> **Interface markup and scripts**
______

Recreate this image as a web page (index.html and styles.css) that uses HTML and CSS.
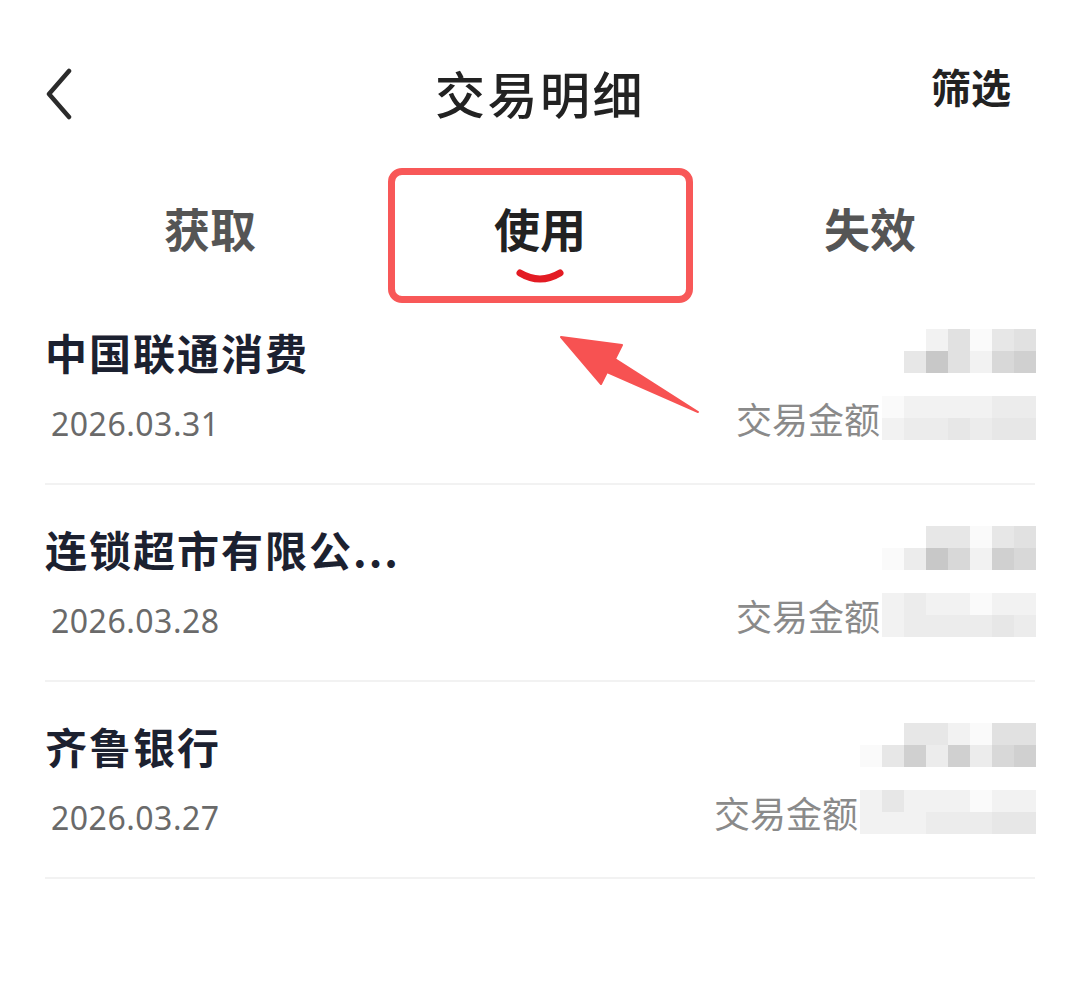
FILE: index.html
```html
<!DOCTYPE html>
<html lang="zh-CN">
<head>
<meta charset="utf-8">
<title>交易明细</title>
<link rel="stylesheet" href="styles.css">
</head>
<body>
<div class="page">
  <header class="nav">
    <div class="back">
      <svg width="40" height="52" viewBox="0 0 40 52"><path d="M29 3 L9 26 L29 49" fill="none" stroke="#2b2b2b" stroke-width="4.5" stroke-linecap="round" stroke-linejoin="round"/></svg>
    </div>
    <h1 class="title">交易明细</h1>
    <div class="filter">筛选</div>
  </header>

  <nav class="tabs">
    <div class="tab">获取</div>
    <div class="tab active">使用
      <svg class="ind" width="50" height="20" viewBox="0 0 50 20"><path d="M5 5 Q25 17 45 5" fill="none" stroke="#e31b23" stroke-width="7" stroke-linecap="round"/></svg>
    </div>
    <div class="tab">失效</div>
  </nav>

  <ul class="list">
    <li class="row">
      <div class="info">
        <div class="name">中国联通消费</div>
        <div class="date">2026.03.31</div>
      </div>
      <div class="amount">
        <div class="mosaic m6">
          <i></i><i class="b"></i><i class="e"></i><i class="a"></i><i class="d"></i><i class="e"></i>
          <i class="d"></i><i class="h"></i><i class="e"></i><i class="b"></i><i class="f"></i><i class="g"></i>
        </div>
        <div class="sum">
          <span class="label">交易金额</span>
          <div class="mosaic m7">
            <i class="a"></i><i class="b"></i><i class="b"></i><i class="b"></i><i class="b"></i><i class="c"></i><i class="c"></i>
            <i class="b"></i><i class="c"></i><i class="c"></i><i class="d"></i><i class="c"></i><i class="d"></i><i class="d"></i>
          </div>
        </div>
      </div>
    </li>
    <li class="row">
      <div class="info">
        <div class="name">连锁超市有限公...</div>
        <div class="date">2026.03.28</div>
      </div>
      <div class="amount">
        <div class="mosaic m7">
          <i></i><i></i><i class="d"></i><i class="d"></i><i class="a"></i><i class="d"></i><i class="e"></i>
          <i class="a"></i><i class="c"></i><i class="h"></i><i class="f"></i><i class="b"></i><i class="g"></i><i class="f"></i>
        </div>
        <div class="sum">
          <span class="label">交易金额</span>
          <div class="mosaic m7">
            <i class="b"></i><i class="c"></i><i class="b"></i><i class="b"></i><i class="a"></i><i class="b"></i><i class="b"></i>
            <i class="b"></i><i class="c"></i><i class="c"></i><i class="c"></i><i class="c"></i><i class="d"></i><i class="c"></i>
          </div>
        </div>
      </div>
    </li>
    <li class="row">
      <div class="info">
        <div class="name">齐鲁银行</div>
        <div class="date">2026.03.27</div>
      </div>
      <div class="amount">
        <div class="mosaic m8">
          <i></i><i></i><i class="d"></i><i class="d"></i><i class="b"></i><i class="a"></i><i class="e"></i><i class="e"></i>
          <i class="a"></i><i class="d"></i><i class="g"></i><i class="c"></i><i class="g"></i><i class="c"></i><i class="f"></i><i class="g"></i>
        </div>
        <div class="sum">
          <span class="label">交易金额</span>
          <div class="mosaic m8">
            <i class="b"></i><i class="d"></i><i class="b"></i><i class="b"></i><i class="b"></i><i class="a"></i><i class="b"></i><i class="b"></i>
            <i class="b"></i><i class="b"></i><i class="b"></i><i class="c"></i><i class="c"></i><i class="c"></i><i class="d"></i><i class="d"></i>
          </div>
        </div>
      </div>
    </li>
  </ul>

  <div class="annot-box"></div>
  <svg class="annot-arrow" width="1080" height="1001" viewBox="0 0 1080 1001">
    <polygon points="561,337 622,345 615,359 698,412 607,372 601,384" fill="#f75252" stroke="#f75252" stroke-width="2" stroke-linejoin="round"/>
  </svg>
</div>
</body>
</html>
```

FILE: styles.css
```css
* { box-sizing: border-box; }

html, body {
  margin: 0;
  padding: 0;
  background: #ffffff;
}

body {
  font-family: "Noto Sans CJK SC", "Noto Sans", sans-serif;
  color: #222222;
}

.page {
  position: relative;
  width: 1080px;
  height: 1001px;
  overflow: hidden;
}

/* ---------- header ---------- */
.nav {
  display: grid;
  grid-template-columns: 1fr auto 1fr;
  align-items: center;
  height: 160px;
  padding-top: 24px;
}

.back {
  justify-self: start;
  padding-left: 40px;
  display: flex;
  margin-top: 4px;
}

.title {
  margin: 0;
  font-size: 50px;
  font-weight: 500;
  letter-spacing: 2.5px;
  line-height: 60px;
  color: #222222;
}

.filter {
  justify-self: end;
  padding-right: 69px;
  font-size: 40px;
  font-weight: 700;
  line-height: 48px;
  color: #222222;
  margin-bottom: 12px;
}

/* ---------- tabs ---------- */
.tabs {
  display: grid;
  grid-template-columns: repeat(3, 1fr);
  padding: 0 45px;
  height: 128px;
}

.tab {
  display: flex;
  flex-direction: column;
  align-items: center;
  padding-top: 41px;
  font-size: 46px;
  font-weight: 700;
  line-height: 52px;
  color: #555555;
}

.tab.active {
  color: #222222;
}

.ind {
  margin-top: 15px;
}

/* ---------- list ---------- */
.list {
  list-style: none;
  margin: 0;
  padding: 0 45px;
}

.row {
  display: flex;
  justify-content: space-between;
  height: 197px;
  border-bottom: 2px solid #f2f2f2;
}

.info {
  padding-top: 39px;
}

.name {
  font-size: 42px;
  font-weight: 700;
  letter-spacing: 2px;
  line-height: 50px;
  color: #1c2130;
}

.date {
  margin-top: 27px;
  margin-left: 6px;
  font-family: "Noto Sans", "Noto Sans CJK SC", sans-serif;
  font-size: 32px;
  letter-spacing: 0.5px;
  line-height: 40px;
  color: #6a6a6a;
}

.amount {
  padding-top: 41px;
  display: flex;
  flex-direction: column;
  align-items: flex-end;
  margin-right: -1px;
}

.sum {
  margin-top: 23px;
  display: flex;
  align-items: center;
}

.label {
  font-size: 36px;
  line-height: 44px;
  color: #8a8a8a;
  margin-right: 2px;
}

.mosaic {
  display: grid;
  grid-auto-rows: 22px;
}

.mosaic.m6 { grid-template-columns: repeat(6, 22px); }
.mosaic.m7 { grid-template-columns: repeat(7, 22px); }
.mosaic.m8 { grid-template-columns: repeat(8, 22px); }

.mosaic i { display: block; }
.mosaic .a { background: #fafafa; }
.mosaic .b { background: #f2f2f2; }
.mosaic .c { background: #ececec; }
.mosaic .d { background: #e7e7e7; }
.mosaic .e { background: #e1e1e1; }
.mosaic .f { background: #d8d8d8; }
.mosaic .g { background: #d0d0d0; }
.mosaic .h { background: #c8c8c8; }

/* ---------- annotation overlay ---------- */
.annot-box {
  position: absolute;
  left: 388px;
  top: 168px;
  width: 305px;
  height: 135px;
  border: 7px solid #f85858;
  border-radius: 14px;
}

.annot-arrow {
  position: absolute;
  left: 0;
  top: 0;
  pointer-events: none;
}
```
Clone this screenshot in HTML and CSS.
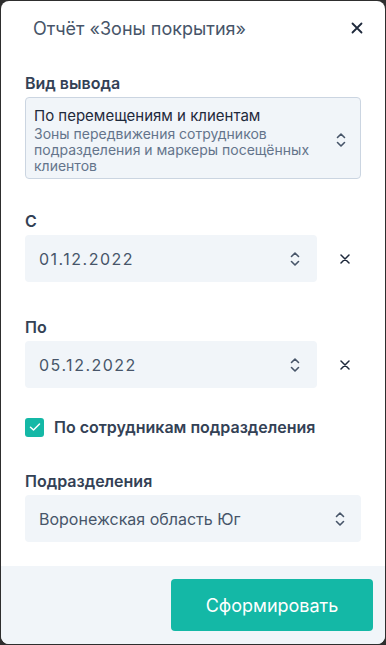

______

> **Requirement**
Copy the records exactly. Skip the pictures.

> **Exercise output**
Recreate this image as a web page (index.html and styles.css) that uses HTML and CSS.
FILE: index.html
```html
<!DOCTYPE html>
<html lang="zh-CN">
<head>
<meta charset="utf-8">
<title>交易明细</title>
<link rel="stylesheet" href="styles.css">
</head>
<body>
<div class="page">
  <header class="nav">
    <div class="back">
      <svg width="40" height="52" viewBox="0 0 40 52"><path d="M29 3 L9 26 L29 49" fill="none" stroke="#2b2b2b" stroke-width="4.5" stroke-linecap="round" stroke-linejoin="round"/></svg>
    </div>
    <h1 class="title">交易明细</h1>
    <div class="filter">筛选</div>
  </header>

  <nav class="tabs">
    <div class="tab">获取</div>
    <div class="tab active">使用
      <svg class="ind" width="50" height="20" viewBox="0 0 50 20"><path d="M5 5 Q25 17 45 5" fill="none" stroke="#e31b23" stroke-width="7" stroke-linecap="round"/></svg>
    </div>
    <div class="tab">失效</div>
  </nav>

  <ul class="list">
    <li class="row">
      <div class="info">
        <div class="name">中国联通消费</div>
        <div class="date">2026.03.31</div>
      </div>
      <div class="amount">
        <div class="mosaic m6">
          <i></i><i class="b"></i><i class="e"></i><i class="a"></i><i class="d"></i><i class="e"></i>
          <i class="d"></i><i class="h"></i><i class="e"></i><i class="b"></i><i class="f"></i><i class="g"></i>
        </div>
        <div class="sum">
          <span class="label">交易金额</span>
          <div class="mosaic m7">
            <i class="a"></i><i class="b"></i><i class="b"></i><i class="b"></i><i class="b"></i><i class="c"></i><i class="c"></i>
            <i class="b"></i><i class="c"></i><i class="c"></i><i class="d"></i><i class="c"></i><i class="d"></i><i class="d"></i>
          </div>
        </div>
      </div>
    </li>
    <li class="row">
      <div class="info">
        <div class="name">连锁超市有限公...</div>
        <div class="date">2026.03.28</div>
      </div>
      <div class="amount">
        <div class="mosaic m7">
          <i></i><i></i><i class="d"></i><i class="d"></i><i class="a"></i><i class="d"></i><i class="e"></i>
          <i class="a"></i><i class="c"></i><i class="h"></i><i class="f"></i><i class="b"></i><i class="g"></i><i class="f"></i>
        </div>
        <div class="sum">
          <span class="label">交易金额</span>
          <div class="mosaic m7">
            <i class="b"></i><i class="c"></i><i class="b"></i><i class="b"></i><i class="a"></i><i class="b"></i><i class="b"></i>
            <i class="b"></i><i class="c"></i><i class="c"></i><i class="c"></i><i class="c"></i><i class="d"></i><i class="c"></i>
          </div>
        </div>
      </div>
    </li>
    <li class="row">
      <div class="info">
        <div class="name">齐鲁银行</div>
        <div class="date">2026.03.27</div>
      </div>
      <div class="amount">
        <div class="mosaic m8">
          <i></i><i></i><i class="d"></i><i class="d"></i><i class="b"></i><i class="a"></i><i class="e"></i><i class="e"></i>
          <i class="a"></i><i class="d"></i><i class="g"></i><i class="c"></i><i class="g"></i><i class="c"></i><i class="f"></i><i class="g"></i>
        </div>
        <div class="sum">
          <span class="label">交易金额</span>
          <div class="mosaic m8">
            <i class="b"></i><i class="d"></i><i class="b"></i><i class="b"></i><i class="b"></i><i class="a"></i><i class="b"></i><i class="b"></i>
            <i class="b"></i><i class="b"></i><i class="b"></i><i class="c"></i><i class="c"></i><i class="c"></i><i class="d"></i><i class="d"></i>
          </div>
        </div>
      </div>
    </li>
  </ul>

  <div class="annot-box"></div>
  <svg class="annot-arrow" width="1080" height="1001" viewBox="0 0 1080 1001">
    <polygon points="561,337 622,345 615,359 698,412 607,372 601,384" fill="#f75252" stroke="#f75252" stroke-width="2" stroke-linejoin="round"/>
  </svg>
</div>
</body>
</html>
```

FILE: styles.css
```css
* { box-sizing: border-box; }

html, body {
  margin: 0;
  padding: 0;
  background: #ffffff;
}

body {
  font-family: "Noto Sans CJK SC", "Noto Sans", sans-serif;
  color: #222222;
}

.page {
  position: relative;
  width: 1080px;
  height: 1001px;
  overflow: hidden;
}

/* ---------- header ---------- */
.nav {
  display: grid;
  grid-template-columns: 1fr auto 1fr;
  align-items: center;
  height: 160px;
  padding-top: 24px;
}

.back {
  justify-self: start;
  padding-left: 40px;
  display: flex;
  margin-top: 4px;
}

.title {
  margin: 0;
  font-size: 50px;
  font-weight: 500;
  letter-spacing: 2.5px;
  line-height: 60px;
  color: #222222;
}

.filter {
  justify-self: end;
  padding-right: 69px;
  font-size: 40px;
  font-weight: 700;
  line-height: 48px;
  color: #222222;
  margin-bottom: 12px;
}

/* ---------- tabs ---------- */
.tabs {
  display: grid;
  grid-template-columns: repeat(3, 1fr);
  padding: 0 45px;
  height: 128px;
}

.tab {
  display: flex;
  flex-direction: column;
  align-items: center;
  padding-top: 41px;
  font-size: 46px;
  font-weight: 700;
  line-height: 52px;
  color: #555555;
}

.tab.active {
  color: #222222;
}

.ind {
  margin-top: 15px;
}

/* ---------- list ---------- */
.list {
  list-style: none;
  margin: 0;
  padding: 0 45px;
}

.row {
  display: flex;
  justify-content: space-between;
  height: 197px;
  border-bottom: 2px solid #f2f2f2;
}

.info {
  padding-top: 39px;
}

.name {
  font-size: 42px;
  font-weight: 700;
  letter-spacing: 2px;
  line-height: 50px;
  color: #1c2130;
}

.date {
  margin-top: 27px;
  margin-left: 6px;
  font-family: "Noto Sans", "Noto Sans CJK SC", sans-serif;
  font-size: 32px;
  letter-spacing: 0.5px;
  line-height: 40px;
  color: #6a6a6a;
}

.amount {
  padding-top: 41px;
  display: flex;
  flex-direction: column;
  align-items: flex-end;
  margin-right: -1px;
}

.sum {
  margin-top: 23px;
  display: flex;
  align-items: center;
}

.label {
  font-size: 36px;
  line-height: 44px;
  color: #8a8a8a;
  margin-right: 2px;
}

.mosaic {
  display: grid;
  grid-auto-rows: 22px;
}

.mosaic.m6 { grid-template-columns: repeat(6, 22px); }
.mosaic.m7 { grid-template-columns: repeat(7, 22px); }
.mosaic.m8 { grid-template-columns: repeat(8, 22px); }

.mosaic i { display: block; }
.mosaic .a { background: #fafafa; }
.mosaic .b { background: #f2f2f2; }
.mosaic .c { background: #ececec; }
.mosaic .d { background: #e7e7e7; }
.mosaic .e { background: #e1e1e1; }
.mosaic .f { background: #d8d8d8; }
.mosaic .g { background: #d0d0d0; }
.mosaic .h { background: #c8c8c8; }

/* ---------- annotation overlay ---------- */
.annot-box {
  position: absolute;
  left: 388px;
  top: 168px;
  width: 305px;
  height: 135px;
  border: 7px solid #f85858;
  border-radius: 14px;
}

.annot-arrow {
  position: absolute;
  left: 0;
  top: 0;
  pointer-events: none;
}
```
Clone this screenshot in HTML and CSS.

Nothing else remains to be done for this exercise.